Extract, from the listing that follows, each line containing the word "React".

====== Data extract ======

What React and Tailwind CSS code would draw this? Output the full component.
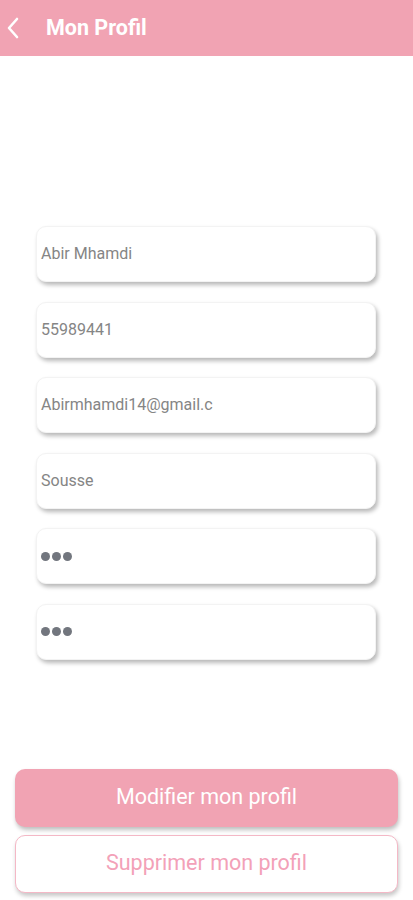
import React from 'react';

const fields = [
  { value: 'Abir Mhamdi', type: 'text' },
  { value: '55989441', type: 'text' },
  { value: 'Abirmhamdi14@gmail.c', type: 'text' },
  { value: 'Sousse', type: 'text' },
  { value: '', type: 'password' },
  { value: '', type: 'password' },
];

function Dots() {
  return (
    <div className="flex items-center gap-[2px]">
      <span className="w-[9px] h-[9px] rounded-full bg-[#72767e]" />
      <span className="w-[9px] h-[9px] rounded-full bg-[#72767e]" />
      <span className="w-[9px] h-[9px] rounded-full bg-[#72767e]" />
    </div>
  );
}

export default function App() {
  return (
    <div className="min-h-screen bg-white font-['Roboto',sans-serif] flex flex-col w-[413px] h-[900px]">
      <div className="h-14 bg-[#f1a3b3] flex items-center">
        <svg width="14" height="24" viewBox="0 0 14 24" className="ml-[6px]" fill="none">
          <path d="M11 3 L3 12 L11 21" stroke="white" strokeWidth="2.6" strokeLinecap="round" strokeLinejoin="round" />
        </svg>
        <h1 className="ml-[26px] text-white font-bold text-[21.5px]">Mon Profil</h1>
      </div>

      <div className="flex flex-col gap-[19.5px] pt-[170px] px-[36px] pr-[37px]">
        {fields.map((f, i) => (
          <div
            key={i}
            className="h-14 rounded-[10px] bg-white border border-[#f3f3f3] shadow-[2px_3px_4px_rgba(0,0,0,0.28)] flex items-center pl-[4px]"
          >
            {f.type === 'password' ? (
              <Dots />
            ) : (
              <span className="text-[16px] text-[#858585]">{f.value}</span>
            )}
          </div>
        ))}
      </div>

      <div className="flex flex-col gap-2 px-[15px] mt-[109px]">
        <button className="h-[58px] rounded-[10px] bg-[#f1a3b3] text-white text-[21.5px] shadow-[1px_3px_4px_rgba(0,0,0,0.25)]">
          Modifier mon profil
        </button>
        <button className="h-[58px] rounded-[10px] bg-white border border-[#f4b8c6] text-[#f3a1b8] text-[21.5px] shadow-[1px_3px_4px_rgba(0,0,0,0.22)]">
          Supprimer mon profil
        </button>
      </div>
    </div>
  );
}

======

Correct result:
What React and Tailwind CSS code would draw this? Output the full component.
import React from 'react';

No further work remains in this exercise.